By Clauda Tanios
DUBAI (Reuters) – A sharp escalation in border warfare between the Iran-backed Hezbollah group and Israel, raising fears of a new Israeli ground offensive in Lebanon, is the latest episode in decades of conflict across the Lebanese-Israeli frontier.
Here is the history:
1948
Lebanon fights alongside other Arab countries against the nascent state of Israel. Around 100,000 Palestinians who fled or were expelled from their homes in what had been British-ruled Palestine during the war arrive in Lebanon as refugees. Lebanon and Israel agree to an armistice in 1949.
1968
Israeli commandos destroy a dozen passenger planes at Beirut airport in response to an attack on an Israeli airliner by Palestinian guerrillas.

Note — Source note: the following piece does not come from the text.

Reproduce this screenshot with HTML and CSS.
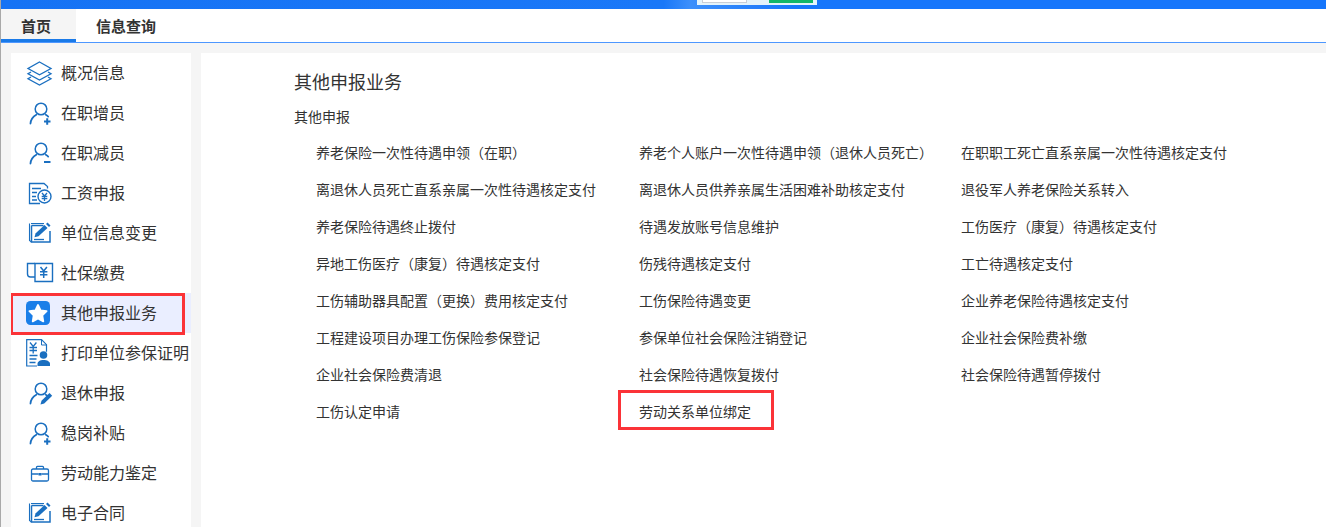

The Palestine Liberation Organisation (PLO) relocates to Lebanon two years later after its expulsion from Jordan, leading to more cross-border flare-ups.
1973
Disguised Israeli special forces shoot dead three Palestinian guerrilla leaders in Beirut in retaliation for the killing of Israeli athletes at the 1972 Munich Olympics.
Palestinian guerrilla raids into Israel and Israeli military reprisals on targets in Lebanon intensify during the 1970s, leading many Lebanese to flee their country’s south and aggravating sectarian tensions in Lebanon, where civil war is starting.
1978
Israel invades south Lebanon and sets up a narrow occupation zone in an operation against Palestinian guerrillas after a militant attack near Tel Aviv. Israel backs a local Christian militia called the South Lebanon Army (SLA).
1982
Israel invades Lebanon all the way to Beirut in an offensive that followed tit-for-tat border fire.
Thousands of Palestinian fighters are evacuated by sea after a bloody 10-week siege of the Lebanese capital involving heavy Israeli bombardment of West Beirut.
Hundreds of civilians in the Palestinian refugee camps of Sabra and Shatila are massacred by Christian militiamen allowed in by Israeli troops after Lebanon’s newly elected Maronite Catholic president is killed by a car bomb.
Iran’s Revolutionary Guards establish the Shi’ite Muslim armed group Hezbollah in Lebanon to counter the Israeli invasion.
1985
Israel pulled back from central Lebanon in 1983 but retained forces in the south. It establishes a formal occupation zone in southern Lebanon, about 15 km (nine miles) deep, controlling the area with its SLA ally. Hezbollah wages guerrilla war against Israeli forces.
1993
Israel launches in July “Operation Accountability”, a week-long attack by its forces against Lebanon. Israel says the aim is to strike directly at Hezbollah, to make it difficult for the group to use southern Lebanon as a base for striking Israel, and to pressure the Lebanese government to intervene against the group.
1996
With Hezbollah regularly attacking Israeli forces in the south and firing rockets into northern Israel, Israel mounts 17-day “Operation Grapes of Wrath” offensive that kills more than 200 people in Lebanon, including 102 who die when Israel strikes a U.N. base near the south Lebanon village of Qana.
2000
Israel withdraws from southern Lebanon, after continued attacks on Israeli military positions in occupied Lebanese territory by Hezbollah, ending 22 years of occupation.
2006
In July, Hezbollah crosses the border into Israel, kidnaps two Israeli soldiers and kills others, sparking a five-week war involving heavy Israeli strikes on both Hezbollah strongholds and national infrastructure.
While Israeli ground forces move into southern Lebanon, much of the conflict is conducted by Israeli airstrikes and Hezbollah rocket fire. It ends without Israel achieving its military objectives and with Hezbollah declaring it a “divine victory”.
At least 1,200 people in Lebanon, mostly civilians, and 158 Israelis, mostly soldiers, are killed.
2024
On Sept. 23, Israel launches “Operation Northern Arrows” against Hezbollah after almost a year of trading fire across the Lebanese-Israeli border in parallel with the Gaza war. The operation comes less than a week after pagers and walkie-talkies used by Hezbollah explode across Lebanon in an attack the group blames on Israel.
The violence is an escalation of cross-border warfare that started a day after the Oct. 7, 2023 attack on southern Israel by Hamas-led Palestinian militants. Hezbollah says its strikes into Israel are to support Palestinians under Israeli bombardment in the Gaza Strip.
Israel says its military goal on its northern border is to ensure the safe return of residents of northern communities to their homes. Hezbollah links its stopping of rocket attacks on Israel to a ceasefire in the Gaza war.
Israeli airstrikes intensify and pound areas of south Lebanon and the Bekaa valley and target sites in Beirut’s southern suburbs and even reach the Christian-majority Keserwan district north of Beirut for the first time. Hezbollah responds with barrages of rockets fired into Israel.
Hundreds of people are killed and thousands injured in Lebanon and tens of thousands flee their homes in the south to various places across Lebanon and even to war-ravaged neighbouring Syria, sheltering mostly in schools.